What could an alternative to our criminal justice system possibly look like? One solution to address the problems I have explored would be to localize justice. Rather than having a central system which treats everyone equally, have more localized processes which emphasize participation over system. Place greater power in the hands of victims to engage with those who have harmed them. At the same time, allow perpetrators to give an account of themselves. Allow greater emphasis on restitution. Transition the focus away from the national outputs of the justice system onto local discussions of norms. These measures would hopefully allow for nuanced sentences that focus on the perpetrator repaying their debt to their victim, encouraging the development and propagation of norms at a local level while decreasing the degree to which powerful interests control law.

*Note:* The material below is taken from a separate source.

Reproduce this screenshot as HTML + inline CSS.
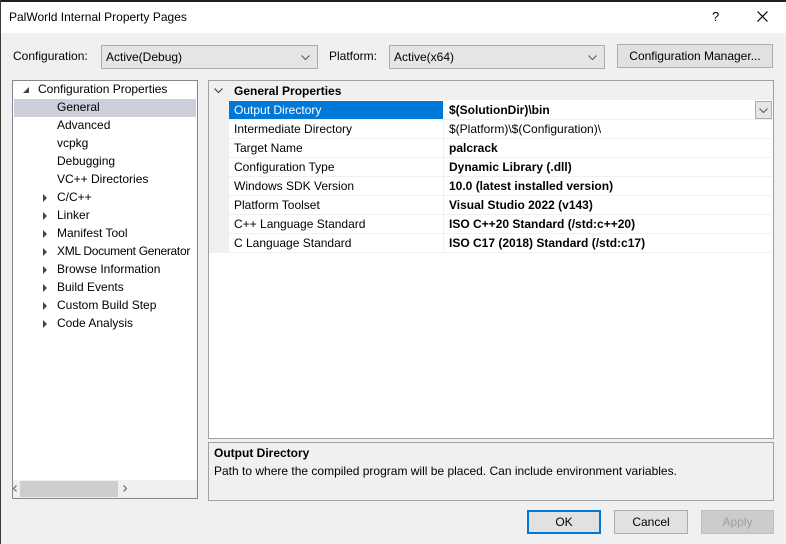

There are innumerable issues that can be pointed out in my rough sketch. What if victims punish too harshly? What if victims do not wish to confront those who have harmed them? Won’t this promote a kind of criminal justice postal-code lottery? Wouldn’t local powers simply dominate these devolved courts? These are all reasonable questions. My specific goal for this post was to articulate harms that emphasizing equality can generate, and I have provided a sketch of an alternative system that would mitigate these harms. The new system would have different problems.


To summarize: this post looked at two types of equality in the criminal justice system – equality in process, and equality of outcomes. Equality of outcomes is an imperfect proxy for equality of process. Core problems with equality of process include: fitting complex events into categories, not addressing the needs and desires of victims, and applying laws equally to disparate people. One potential way that these problems could be mitigated is by devolving and decentralizing justice, placing greater emphasis on local resolution.


*Exactly which factors are and are not relevant is complicated, but that is a conversation for another time.